* [Instruction] Which lines hold the word "screenshot"? Show each of them.

* [Recorded information]
-- begin --
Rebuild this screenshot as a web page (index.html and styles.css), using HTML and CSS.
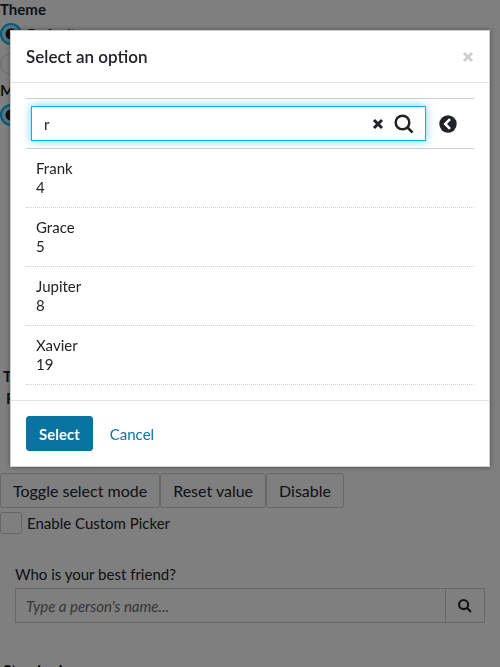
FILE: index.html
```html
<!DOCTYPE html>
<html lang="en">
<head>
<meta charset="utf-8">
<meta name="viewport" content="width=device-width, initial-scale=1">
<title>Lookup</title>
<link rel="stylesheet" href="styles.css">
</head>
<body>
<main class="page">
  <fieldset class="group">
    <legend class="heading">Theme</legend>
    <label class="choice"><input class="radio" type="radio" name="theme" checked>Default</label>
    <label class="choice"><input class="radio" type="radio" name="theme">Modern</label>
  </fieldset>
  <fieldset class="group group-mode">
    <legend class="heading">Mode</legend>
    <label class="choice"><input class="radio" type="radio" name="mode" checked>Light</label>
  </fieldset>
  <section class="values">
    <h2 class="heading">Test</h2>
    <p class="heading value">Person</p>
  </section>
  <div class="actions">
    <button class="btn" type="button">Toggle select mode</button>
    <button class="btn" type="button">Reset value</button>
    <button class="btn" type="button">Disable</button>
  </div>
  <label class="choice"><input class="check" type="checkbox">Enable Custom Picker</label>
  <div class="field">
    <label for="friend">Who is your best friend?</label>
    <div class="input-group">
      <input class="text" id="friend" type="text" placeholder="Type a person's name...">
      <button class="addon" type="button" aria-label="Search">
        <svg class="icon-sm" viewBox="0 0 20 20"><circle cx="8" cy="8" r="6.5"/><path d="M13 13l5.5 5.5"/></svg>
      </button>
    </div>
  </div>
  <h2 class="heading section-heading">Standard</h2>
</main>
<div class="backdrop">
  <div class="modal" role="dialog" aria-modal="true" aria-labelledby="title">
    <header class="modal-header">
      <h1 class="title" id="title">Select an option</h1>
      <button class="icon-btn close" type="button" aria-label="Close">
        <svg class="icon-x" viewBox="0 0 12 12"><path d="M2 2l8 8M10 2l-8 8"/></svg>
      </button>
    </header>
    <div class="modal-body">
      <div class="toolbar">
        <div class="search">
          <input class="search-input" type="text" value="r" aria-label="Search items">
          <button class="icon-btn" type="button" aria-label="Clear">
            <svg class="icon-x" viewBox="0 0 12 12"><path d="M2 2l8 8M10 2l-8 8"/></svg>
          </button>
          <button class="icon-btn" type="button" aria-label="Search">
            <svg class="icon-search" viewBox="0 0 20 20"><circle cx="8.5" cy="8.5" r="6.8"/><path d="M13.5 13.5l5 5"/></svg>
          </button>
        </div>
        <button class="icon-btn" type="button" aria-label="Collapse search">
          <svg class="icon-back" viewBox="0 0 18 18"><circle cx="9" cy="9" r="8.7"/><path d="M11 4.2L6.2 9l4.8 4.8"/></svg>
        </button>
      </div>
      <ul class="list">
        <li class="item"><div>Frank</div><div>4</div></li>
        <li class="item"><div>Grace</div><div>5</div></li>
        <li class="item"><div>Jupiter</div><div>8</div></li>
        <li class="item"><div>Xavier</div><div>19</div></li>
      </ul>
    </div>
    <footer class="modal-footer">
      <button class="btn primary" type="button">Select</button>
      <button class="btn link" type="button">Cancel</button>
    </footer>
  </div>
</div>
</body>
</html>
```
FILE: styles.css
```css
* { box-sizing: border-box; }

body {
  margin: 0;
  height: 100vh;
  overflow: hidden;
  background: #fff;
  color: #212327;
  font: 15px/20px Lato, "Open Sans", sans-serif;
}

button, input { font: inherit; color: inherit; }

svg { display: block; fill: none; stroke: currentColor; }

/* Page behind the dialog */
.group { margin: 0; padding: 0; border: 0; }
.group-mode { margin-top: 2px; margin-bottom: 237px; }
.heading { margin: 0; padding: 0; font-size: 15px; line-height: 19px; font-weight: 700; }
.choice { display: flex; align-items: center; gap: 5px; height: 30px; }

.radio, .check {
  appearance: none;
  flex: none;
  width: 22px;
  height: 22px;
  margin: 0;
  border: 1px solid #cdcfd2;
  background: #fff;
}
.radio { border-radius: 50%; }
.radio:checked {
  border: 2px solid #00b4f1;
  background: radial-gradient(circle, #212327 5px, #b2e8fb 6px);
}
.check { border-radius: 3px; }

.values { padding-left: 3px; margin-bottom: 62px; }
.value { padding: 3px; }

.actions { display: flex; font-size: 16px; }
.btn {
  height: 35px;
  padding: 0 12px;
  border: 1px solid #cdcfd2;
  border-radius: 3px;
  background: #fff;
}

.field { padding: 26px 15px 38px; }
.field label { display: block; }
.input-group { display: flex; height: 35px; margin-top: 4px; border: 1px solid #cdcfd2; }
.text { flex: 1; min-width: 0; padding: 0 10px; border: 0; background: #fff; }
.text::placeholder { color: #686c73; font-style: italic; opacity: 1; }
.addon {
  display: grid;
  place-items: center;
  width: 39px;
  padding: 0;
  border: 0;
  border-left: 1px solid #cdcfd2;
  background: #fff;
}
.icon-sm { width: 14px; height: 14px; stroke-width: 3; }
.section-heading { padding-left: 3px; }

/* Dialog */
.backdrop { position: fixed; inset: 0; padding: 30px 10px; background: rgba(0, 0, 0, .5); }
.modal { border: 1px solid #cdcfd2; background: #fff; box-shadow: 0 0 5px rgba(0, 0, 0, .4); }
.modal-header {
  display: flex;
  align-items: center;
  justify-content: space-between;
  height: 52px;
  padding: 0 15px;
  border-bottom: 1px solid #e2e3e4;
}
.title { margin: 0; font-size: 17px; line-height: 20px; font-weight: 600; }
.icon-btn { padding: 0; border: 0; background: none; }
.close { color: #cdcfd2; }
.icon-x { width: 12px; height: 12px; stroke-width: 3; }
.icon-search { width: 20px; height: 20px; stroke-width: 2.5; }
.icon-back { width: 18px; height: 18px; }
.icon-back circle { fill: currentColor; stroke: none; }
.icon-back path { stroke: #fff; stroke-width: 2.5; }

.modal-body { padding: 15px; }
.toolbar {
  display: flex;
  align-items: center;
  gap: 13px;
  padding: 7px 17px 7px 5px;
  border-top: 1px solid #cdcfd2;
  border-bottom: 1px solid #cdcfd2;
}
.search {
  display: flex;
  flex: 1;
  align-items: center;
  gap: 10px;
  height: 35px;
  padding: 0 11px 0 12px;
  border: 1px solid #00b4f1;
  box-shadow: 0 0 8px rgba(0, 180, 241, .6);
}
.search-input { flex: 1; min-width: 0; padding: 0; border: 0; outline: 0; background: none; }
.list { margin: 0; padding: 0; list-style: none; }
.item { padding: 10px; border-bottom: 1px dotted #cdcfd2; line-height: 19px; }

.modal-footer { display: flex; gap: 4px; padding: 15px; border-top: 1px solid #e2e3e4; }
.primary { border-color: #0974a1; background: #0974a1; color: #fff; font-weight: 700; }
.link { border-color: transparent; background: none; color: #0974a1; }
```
-- end --
-- begin --
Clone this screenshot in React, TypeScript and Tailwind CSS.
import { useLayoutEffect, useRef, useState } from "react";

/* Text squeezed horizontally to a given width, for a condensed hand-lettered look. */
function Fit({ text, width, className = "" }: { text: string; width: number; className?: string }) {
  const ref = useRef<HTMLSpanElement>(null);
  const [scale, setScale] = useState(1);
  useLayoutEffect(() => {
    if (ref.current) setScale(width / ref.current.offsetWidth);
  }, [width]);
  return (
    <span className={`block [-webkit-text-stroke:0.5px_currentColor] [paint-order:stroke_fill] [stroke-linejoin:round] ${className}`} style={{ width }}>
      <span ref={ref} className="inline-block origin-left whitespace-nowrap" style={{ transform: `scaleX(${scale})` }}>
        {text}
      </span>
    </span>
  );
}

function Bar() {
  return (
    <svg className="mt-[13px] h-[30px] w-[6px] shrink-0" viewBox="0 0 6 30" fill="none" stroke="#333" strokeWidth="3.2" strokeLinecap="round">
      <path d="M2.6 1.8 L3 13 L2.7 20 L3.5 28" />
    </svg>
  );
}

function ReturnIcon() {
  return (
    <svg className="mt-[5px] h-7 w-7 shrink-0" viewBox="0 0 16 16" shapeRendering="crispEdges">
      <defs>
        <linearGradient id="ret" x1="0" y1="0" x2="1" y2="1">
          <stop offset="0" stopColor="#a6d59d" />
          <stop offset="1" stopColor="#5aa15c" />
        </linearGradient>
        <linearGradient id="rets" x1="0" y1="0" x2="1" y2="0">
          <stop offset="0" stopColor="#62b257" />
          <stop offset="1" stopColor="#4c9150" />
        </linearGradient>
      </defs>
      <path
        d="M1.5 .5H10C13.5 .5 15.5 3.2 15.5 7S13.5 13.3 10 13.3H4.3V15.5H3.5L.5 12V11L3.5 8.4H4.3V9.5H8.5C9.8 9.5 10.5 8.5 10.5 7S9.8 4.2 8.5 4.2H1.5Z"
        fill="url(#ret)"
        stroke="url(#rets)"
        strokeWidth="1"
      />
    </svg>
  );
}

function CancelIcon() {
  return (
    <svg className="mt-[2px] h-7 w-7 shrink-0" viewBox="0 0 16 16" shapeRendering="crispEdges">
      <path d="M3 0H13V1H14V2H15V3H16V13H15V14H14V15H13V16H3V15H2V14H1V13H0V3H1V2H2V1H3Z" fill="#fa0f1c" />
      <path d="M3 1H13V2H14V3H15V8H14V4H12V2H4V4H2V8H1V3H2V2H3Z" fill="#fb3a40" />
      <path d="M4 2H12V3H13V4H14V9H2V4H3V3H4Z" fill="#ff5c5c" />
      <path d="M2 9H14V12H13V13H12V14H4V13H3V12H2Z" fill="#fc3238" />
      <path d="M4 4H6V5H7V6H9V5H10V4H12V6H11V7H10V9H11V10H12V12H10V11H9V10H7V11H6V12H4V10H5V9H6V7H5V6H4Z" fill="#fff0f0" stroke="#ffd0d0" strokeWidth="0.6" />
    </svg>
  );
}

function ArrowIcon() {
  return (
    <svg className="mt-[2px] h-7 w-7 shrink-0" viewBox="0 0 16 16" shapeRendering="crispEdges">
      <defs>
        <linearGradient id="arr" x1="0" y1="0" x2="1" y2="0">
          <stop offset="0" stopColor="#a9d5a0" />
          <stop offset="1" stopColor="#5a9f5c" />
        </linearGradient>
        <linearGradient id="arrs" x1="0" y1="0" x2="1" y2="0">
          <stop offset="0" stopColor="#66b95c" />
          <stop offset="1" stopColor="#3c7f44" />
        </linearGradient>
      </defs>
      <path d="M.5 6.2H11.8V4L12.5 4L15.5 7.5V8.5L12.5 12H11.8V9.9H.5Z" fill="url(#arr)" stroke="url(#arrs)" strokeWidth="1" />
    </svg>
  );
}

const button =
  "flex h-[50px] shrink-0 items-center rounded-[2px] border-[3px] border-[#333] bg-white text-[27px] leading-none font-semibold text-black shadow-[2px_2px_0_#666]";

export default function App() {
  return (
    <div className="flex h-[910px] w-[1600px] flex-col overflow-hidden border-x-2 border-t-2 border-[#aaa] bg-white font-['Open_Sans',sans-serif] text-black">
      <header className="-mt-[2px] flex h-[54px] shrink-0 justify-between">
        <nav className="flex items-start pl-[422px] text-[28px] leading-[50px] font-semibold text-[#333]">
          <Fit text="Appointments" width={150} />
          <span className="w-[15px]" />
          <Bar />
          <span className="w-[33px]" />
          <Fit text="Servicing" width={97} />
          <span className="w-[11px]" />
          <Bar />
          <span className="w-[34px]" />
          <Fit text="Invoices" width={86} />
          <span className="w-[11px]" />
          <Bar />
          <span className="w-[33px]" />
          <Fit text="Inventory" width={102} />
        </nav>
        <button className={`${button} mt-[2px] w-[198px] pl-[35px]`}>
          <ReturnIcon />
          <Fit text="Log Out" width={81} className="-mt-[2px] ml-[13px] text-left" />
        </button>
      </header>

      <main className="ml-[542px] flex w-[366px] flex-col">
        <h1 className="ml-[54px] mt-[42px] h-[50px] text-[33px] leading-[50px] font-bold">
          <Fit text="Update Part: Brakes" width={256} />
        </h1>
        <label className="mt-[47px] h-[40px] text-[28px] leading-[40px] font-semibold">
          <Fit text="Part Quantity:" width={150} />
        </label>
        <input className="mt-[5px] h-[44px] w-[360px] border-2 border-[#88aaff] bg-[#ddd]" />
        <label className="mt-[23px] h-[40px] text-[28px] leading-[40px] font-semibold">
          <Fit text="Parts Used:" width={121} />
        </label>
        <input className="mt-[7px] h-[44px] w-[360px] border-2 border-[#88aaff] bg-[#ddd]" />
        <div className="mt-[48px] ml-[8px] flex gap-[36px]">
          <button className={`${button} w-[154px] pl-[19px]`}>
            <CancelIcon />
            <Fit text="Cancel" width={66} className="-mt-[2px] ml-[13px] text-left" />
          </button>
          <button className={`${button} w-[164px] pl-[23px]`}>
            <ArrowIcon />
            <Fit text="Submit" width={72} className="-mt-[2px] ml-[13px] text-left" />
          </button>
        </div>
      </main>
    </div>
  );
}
-- end --
* [Result of the exercise]
Rebuild this screenshot as a web page (index.html and styles.css), using HTML and CSS.
Clone this screenshot in React, TypeScript and Tailwind CSS.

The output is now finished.